§ Exercise directions: For this exercise, return only the lines from the line containing "Write a component" through the line containing "Plus, Settings, Store", both ends included, exactly as they are.

┌─ Data shown

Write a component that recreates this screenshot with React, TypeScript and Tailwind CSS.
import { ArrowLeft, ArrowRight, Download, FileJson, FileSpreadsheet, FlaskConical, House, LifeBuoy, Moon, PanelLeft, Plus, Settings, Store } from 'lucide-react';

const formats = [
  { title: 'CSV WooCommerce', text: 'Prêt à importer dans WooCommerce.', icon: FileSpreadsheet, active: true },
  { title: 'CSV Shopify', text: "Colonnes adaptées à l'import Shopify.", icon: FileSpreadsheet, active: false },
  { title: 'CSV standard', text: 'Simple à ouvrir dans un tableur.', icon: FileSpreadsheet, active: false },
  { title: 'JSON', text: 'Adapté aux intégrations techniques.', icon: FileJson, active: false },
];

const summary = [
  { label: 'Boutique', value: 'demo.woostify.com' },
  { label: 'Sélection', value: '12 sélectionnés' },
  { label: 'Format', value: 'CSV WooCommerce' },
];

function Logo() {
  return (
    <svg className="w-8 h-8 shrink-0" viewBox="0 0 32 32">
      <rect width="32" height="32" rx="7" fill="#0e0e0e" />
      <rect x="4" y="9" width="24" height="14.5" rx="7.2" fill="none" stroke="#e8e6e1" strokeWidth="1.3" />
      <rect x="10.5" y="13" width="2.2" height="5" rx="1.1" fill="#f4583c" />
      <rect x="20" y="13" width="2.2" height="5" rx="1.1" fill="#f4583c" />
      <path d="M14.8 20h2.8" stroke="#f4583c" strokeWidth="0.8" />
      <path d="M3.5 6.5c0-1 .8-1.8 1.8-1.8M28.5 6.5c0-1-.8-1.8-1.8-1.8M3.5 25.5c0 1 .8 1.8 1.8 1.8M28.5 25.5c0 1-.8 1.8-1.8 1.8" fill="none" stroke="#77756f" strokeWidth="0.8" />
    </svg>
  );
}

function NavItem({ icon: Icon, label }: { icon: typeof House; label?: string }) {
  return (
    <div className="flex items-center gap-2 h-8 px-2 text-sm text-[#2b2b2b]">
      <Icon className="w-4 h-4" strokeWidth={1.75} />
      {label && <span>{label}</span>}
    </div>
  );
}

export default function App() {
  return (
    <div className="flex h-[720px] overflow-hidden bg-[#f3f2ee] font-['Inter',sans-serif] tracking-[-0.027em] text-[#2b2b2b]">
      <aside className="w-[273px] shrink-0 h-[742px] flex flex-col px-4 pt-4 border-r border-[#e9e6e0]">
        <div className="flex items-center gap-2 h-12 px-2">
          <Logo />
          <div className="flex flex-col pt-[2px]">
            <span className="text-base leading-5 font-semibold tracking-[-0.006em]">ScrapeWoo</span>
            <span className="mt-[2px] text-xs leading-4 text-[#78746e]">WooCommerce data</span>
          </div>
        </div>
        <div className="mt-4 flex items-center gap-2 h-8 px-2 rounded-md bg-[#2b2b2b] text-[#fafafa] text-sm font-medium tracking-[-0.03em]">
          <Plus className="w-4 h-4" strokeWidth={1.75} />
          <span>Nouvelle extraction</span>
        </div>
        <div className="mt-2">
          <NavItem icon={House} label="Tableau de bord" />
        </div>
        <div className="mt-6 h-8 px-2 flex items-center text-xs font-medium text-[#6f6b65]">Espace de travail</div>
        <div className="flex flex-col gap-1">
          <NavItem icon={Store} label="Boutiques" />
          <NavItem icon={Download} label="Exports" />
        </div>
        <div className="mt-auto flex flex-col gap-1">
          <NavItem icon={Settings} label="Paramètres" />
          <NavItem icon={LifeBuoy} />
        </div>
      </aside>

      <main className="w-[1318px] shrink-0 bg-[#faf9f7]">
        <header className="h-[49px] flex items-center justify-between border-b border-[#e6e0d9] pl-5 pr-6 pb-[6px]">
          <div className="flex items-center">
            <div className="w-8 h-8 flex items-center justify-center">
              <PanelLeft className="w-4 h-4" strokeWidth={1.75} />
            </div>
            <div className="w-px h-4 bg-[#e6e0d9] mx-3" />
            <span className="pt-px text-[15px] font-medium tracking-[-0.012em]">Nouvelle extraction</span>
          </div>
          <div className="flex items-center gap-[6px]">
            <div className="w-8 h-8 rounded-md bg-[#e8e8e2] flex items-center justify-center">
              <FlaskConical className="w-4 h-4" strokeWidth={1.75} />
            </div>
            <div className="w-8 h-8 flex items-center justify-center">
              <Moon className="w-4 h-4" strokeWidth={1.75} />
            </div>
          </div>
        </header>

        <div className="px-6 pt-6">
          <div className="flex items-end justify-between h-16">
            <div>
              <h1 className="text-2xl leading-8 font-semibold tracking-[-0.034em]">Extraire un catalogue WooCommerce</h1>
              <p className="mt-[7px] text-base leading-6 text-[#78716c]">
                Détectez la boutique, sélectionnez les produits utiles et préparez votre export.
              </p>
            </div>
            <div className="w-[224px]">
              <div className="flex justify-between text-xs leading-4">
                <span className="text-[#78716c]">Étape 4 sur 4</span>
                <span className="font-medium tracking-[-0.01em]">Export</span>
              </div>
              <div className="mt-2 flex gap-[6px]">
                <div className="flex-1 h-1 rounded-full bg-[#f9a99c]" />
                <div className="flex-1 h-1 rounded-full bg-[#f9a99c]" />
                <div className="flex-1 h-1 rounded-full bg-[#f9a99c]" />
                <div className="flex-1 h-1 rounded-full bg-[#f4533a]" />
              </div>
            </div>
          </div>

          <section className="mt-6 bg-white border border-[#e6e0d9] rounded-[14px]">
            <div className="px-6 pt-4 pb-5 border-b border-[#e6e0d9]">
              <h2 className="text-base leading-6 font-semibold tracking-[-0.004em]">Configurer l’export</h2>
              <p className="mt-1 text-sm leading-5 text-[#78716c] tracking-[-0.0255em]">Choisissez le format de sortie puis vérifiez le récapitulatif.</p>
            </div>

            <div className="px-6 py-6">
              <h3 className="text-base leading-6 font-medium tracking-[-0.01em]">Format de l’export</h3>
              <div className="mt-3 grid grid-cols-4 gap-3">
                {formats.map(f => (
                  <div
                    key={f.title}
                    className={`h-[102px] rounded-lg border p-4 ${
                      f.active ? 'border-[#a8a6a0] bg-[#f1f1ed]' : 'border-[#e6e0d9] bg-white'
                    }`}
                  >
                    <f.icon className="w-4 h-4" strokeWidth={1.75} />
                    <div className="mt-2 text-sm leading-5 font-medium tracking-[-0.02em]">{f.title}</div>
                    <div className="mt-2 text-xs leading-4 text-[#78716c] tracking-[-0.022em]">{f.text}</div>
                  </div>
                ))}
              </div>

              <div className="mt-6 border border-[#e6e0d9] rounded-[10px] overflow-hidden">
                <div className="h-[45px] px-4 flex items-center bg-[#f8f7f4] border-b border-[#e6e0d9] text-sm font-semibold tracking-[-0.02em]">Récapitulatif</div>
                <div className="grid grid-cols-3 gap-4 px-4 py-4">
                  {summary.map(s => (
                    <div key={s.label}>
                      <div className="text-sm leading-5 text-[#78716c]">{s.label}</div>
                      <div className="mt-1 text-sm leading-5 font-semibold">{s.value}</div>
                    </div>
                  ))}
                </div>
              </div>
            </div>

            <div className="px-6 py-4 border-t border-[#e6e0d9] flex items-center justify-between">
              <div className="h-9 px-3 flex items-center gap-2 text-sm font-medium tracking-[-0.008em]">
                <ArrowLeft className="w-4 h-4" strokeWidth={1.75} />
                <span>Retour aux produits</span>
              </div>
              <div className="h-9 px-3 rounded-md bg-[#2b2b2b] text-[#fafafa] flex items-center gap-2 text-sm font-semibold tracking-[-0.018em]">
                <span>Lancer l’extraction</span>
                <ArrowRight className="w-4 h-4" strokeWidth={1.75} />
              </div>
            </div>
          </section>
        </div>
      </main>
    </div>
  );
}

└─
┌─ Data shown

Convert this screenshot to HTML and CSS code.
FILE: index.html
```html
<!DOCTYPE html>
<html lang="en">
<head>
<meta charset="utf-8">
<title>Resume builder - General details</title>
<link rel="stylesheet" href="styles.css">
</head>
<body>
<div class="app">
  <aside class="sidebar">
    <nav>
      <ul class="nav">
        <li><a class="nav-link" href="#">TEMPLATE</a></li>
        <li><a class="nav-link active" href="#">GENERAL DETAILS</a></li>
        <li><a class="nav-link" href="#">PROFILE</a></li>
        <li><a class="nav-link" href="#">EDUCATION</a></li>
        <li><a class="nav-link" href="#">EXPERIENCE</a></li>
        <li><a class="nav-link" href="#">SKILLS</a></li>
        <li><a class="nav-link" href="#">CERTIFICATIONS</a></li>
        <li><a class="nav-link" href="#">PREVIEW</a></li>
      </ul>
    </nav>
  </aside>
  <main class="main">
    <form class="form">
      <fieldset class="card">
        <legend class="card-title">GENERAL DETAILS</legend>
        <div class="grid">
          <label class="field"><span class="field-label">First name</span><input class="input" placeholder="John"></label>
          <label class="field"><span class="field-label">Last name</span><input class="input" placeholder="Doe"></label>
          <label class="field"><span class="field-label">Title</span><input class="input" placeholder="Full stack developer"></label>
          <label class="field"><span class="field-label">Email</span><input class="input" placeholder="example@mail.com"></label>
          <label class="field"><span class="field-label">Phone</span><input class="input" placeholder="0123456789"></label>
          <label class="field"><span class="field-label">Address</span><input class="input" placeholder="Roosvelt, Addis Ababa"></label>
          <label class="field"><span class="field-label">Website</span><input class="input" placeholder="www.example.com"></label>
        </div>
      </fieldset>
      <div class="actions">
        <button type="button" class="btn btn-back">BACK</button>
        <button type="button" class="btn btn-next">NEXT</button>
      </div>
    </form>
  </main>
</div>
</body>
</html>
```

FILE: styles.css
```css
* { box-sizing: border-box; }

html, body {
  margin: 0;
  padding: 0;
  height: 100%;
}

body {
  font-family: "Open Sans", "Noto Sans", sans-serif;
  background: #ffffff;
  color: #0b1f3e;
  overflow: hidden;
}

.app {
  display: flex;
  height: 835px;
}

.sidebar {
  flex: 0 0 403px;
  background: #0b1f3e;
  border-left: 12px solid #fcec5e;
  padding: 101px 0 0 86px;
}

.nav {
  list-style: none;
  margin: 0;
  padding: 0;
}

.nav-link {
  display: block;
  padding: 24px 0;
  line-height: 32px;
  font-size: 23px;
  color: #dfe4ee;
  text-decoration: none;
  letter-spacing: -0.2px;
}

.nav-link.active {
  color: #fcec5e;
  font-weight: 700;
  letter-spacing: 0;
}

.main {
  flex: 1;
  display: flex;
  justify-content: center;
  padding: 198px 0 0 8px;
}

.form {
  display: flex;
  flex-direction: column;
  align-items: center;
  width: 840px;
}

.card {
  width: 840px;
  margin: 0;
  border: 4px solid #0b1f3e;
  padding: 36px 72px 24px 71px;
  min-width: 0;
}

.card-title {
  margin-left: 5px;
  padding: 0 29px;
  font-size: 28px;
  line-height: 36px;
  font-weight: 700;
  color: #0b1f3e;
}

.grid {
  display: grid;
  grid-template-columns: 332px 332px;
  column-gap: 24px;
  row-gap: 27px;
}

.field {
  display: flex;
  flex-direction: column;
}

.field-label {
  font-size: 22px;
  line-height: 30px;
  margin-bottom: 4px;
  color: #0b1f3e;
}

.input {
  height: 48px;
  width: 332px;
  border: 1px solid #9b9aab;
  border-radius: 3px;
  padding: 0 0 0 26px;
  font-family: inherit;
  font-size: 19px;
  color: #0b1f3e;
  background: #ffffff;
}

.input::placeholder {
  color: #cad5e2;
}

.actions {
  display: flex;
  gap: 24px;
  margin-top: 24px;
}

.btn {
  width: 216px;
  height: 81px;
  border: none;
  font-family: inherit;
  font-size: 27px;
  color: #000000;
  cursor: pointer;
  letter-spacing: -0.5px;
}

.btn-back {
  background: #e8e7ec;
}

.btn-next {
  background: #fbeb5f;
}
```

└─

§ Solved problem:
Write a component that recreates this screenshot with React, TypeScript and Tailwind CSS.
import { ArrowLeft, ArrowRight, Download, FileJson, FileSpreadsheet, FlaskConical, House, LifeBuoy, Moon, PanelLeft, Plus, Settings, Store } from 'lucide-react';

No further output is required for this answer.